La coutume voulant qu'un mort ne puisse rester seul et doive avant son enterrement, être veillé, quelques jeunes gens du village, dont faisait partie notre père, décident - ou sont chargés par leurs parents - de cette veillée funèbre.  Bien entendu, pour passer agréablement la nuit, ils prennent avec eux un jeu de cartes pour la traditionnelle partie de couyon et une bouteille de goutte, car les nuits sont fraîches dans les chambres mortuaires.

Au milieu de la nuit, les veilleurs, sans doute pas mal échauffés par quelques petits verres, veulent faire participer le mort à leurs agapes.  Ils le lèvent, le dressent dans un coin de la mortuaire et lui font boire quelques lampées.  Le pauvre défunt n'étant plus en mesure d'apprécier ce Genièvre renvoie aussitôt toute la marchandise sur le parquet.

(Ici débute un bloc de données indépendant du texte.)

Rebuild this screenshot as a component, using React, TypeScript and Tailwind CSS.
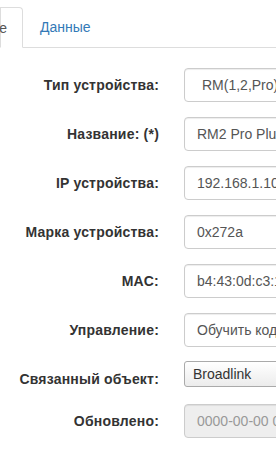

Nos compères, croyant à un réveil du mort provoqué par l'alcool et un vomissement naturel, prennent peur et s'enfuient à toutes jambes.  Ce n'est qu'au petit matin que les plus hardis ou les plus vite essoûlés, reviennent voir leur camarade ressuscité et le remettent sur sa couche funèbre dans une position requise par son état de défunt. Ceci fait, ils s'éclipsèrent discrètement avant l'arrivée des premiers visiteurs.

Lors d'une autre veillée funèbre, celle de Jules Richard, également vieux célibataire, une anecdote bien dans le style gaumais est à conter.  Jules avait la réputation de ne pas être particulièrement courageux; pour tout dire, il avait un fameux poil dans la main.
Sa famille l'ayant trouvé mort depuis quelques heures déjà, son corps était raidi, si bien qu'il n'a pas été possible de lui fixer les bras dans la position correcte, c'est-à-dire croisés sur la poitrine autour d'un chapelet.
Papa et Albert Mahillon, comme le veut la tradition, décident de rendre la visite qui s'impose.  Albert, ayant toujours la répartie facile, s'assure qu'ils sont seuls dans la chambre mortuaire et a cette réflexion savoureuse, voyant la position insolite des mains du défunt :
W'été ! An dèro qui voro co travayi !1

Ce même Jules Richard a rendu d'énormes services aux potaches que nous étions.  En effet, quand l'instituteur, Mossieu l' Maît, Monsieur Victorin Gérard, nous distribuait, ô combien généreusement, des pénitences, c'est-à-dire des pages d'écritures à faire signer par nos parents, nous accomplissions ces pensum à la fontaine publique, sise à côté de la maison du Jules.  Et c'était ce dernier qui signait les pénitences en lieu et place des parents dont il tentait d'imiter la signature.
Évidemment, Mossieu l' Maît n'était pas toujours dupe et les pauvres potaches se voyaient doubler leur pénitence avec évidemment l'obligation formelle d'y faire apposer la signature paternelle authentique.  D'où, en sus, une fameuse engueulade familiale.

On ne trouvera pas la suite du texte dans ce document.